| GOAL OF THE EXERCISE |
Write out each line from the data below that includes the word "this".

| DATASET RECORDS |
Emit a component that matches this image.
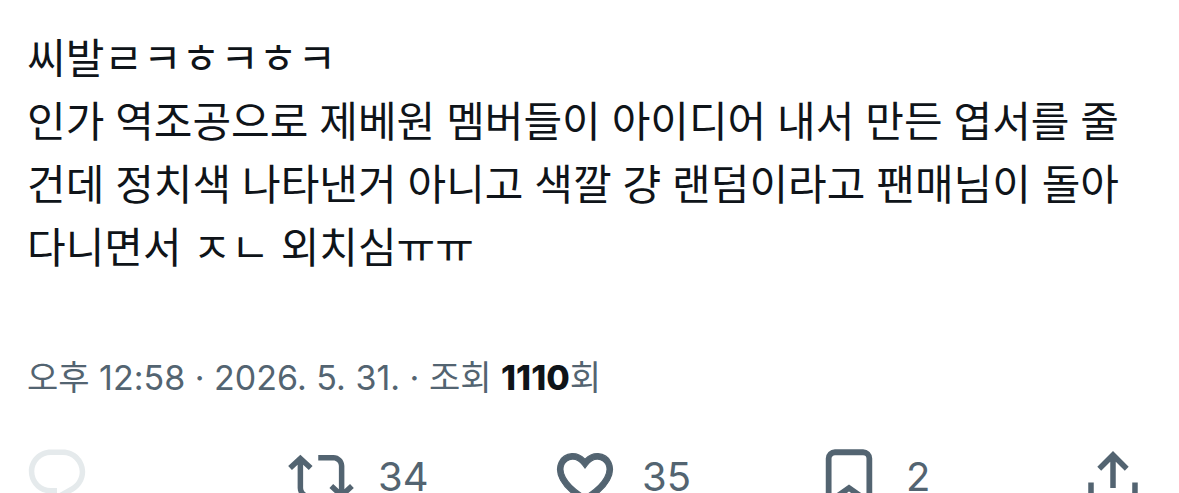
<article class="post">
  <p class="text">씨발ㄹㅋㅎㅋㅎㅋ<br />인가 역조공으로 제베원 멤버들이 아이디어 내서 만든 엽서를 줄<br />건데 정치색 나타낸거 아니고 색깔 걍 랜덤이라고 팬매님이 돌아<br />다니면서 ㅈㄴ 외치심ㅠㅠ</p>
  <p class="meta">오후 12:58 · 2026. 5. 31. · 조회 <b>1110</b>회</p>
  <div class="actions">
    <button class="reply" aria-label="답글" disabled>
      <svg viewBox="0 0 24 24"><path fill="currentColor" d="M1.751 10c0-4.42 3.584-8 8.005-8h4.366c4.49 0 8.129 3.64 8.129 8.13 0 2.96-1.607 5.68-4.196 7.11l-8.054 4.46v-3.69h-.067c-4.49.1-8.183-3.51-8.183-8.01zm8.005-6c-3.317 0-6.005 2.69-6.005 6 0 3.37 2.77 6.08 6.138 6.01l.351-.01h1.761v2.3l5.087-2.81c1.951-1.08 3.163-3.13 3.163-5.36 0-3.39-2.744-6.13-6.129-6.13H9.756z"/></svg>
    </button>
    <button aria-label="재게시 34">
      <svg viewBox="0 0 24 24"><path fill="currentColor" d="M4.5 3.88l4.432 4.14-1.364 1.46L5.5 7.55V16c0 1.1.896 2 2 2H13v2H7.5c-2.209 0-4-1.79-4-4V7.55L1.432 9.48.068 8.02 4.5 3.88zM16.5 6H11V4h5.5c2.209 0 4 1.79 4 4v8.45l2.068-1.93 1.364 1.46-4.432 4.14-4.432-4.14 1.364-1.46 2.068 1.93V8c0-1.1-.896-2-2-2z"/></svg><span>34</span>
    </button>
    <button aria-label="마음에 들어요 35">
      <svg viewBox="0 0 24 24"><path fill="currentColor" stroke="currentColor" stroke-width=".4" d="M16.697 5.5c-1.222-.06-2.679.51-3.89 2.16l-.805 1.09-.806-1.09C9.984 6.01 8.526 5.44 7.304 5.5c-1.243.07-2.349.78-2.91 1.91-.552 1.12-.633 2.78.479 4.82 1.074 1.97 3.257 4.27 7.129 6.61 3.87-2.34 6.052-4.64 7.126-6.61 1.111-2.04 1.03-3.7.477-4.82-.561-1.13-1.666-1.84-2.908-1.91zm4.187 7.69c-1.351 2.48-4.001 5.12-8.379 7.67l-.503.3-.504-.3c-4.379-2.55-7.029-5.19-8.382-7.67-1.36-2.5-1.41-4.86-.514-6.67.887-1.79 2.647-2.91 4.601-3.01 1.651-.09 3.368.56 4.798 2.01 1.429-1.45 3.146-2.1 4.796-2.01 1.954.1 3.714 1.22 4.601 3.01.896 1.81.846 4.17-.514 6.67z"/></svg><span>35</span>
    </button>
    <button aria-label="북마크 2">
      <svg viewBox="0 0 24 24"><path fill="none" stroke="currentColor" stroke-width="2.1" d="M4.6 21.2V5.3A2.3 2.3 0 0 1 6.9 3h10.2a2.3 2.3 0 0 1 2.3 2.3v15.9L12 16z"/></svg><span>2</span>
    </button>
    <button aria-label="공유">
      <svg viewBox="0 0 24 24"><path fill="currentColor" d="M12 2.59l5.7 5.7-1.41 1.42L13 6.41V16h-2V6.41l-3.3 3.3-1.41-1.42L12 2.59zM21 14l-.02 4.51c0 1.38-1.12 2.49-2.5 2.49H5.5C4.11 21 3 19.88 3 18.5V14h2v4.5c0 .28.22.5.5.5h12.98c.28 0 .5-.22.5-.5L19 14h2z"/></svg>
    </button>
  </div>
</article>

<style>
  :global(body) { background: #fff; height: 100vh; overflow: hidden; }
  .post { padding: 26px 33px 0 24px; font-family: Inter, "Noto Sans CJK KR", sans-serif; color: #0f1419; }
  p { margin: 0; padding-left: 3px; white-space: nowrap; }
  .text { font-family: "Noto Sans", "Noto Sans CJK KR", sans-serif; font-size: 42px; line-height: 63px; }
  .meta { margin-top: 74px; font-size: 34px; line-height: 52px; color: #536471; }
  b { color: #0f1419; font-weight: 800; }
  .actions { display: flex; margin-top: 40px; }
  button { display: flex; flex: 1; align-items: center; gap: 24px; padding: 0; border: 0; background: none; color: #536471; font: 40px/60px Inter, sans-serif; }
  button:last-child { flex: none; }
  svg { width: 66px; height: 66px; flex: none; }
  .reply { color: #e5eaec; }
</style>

* * *

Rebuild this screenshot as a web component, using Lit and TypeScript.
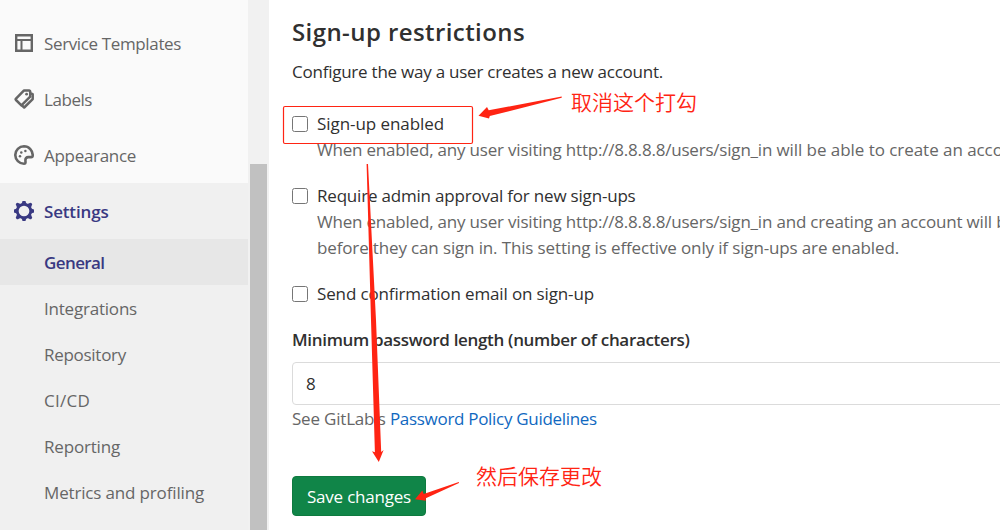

| RESULT |
Emit a component that matches this image.
Rebuild this screenshot as a web component, using Lit and TypeScript.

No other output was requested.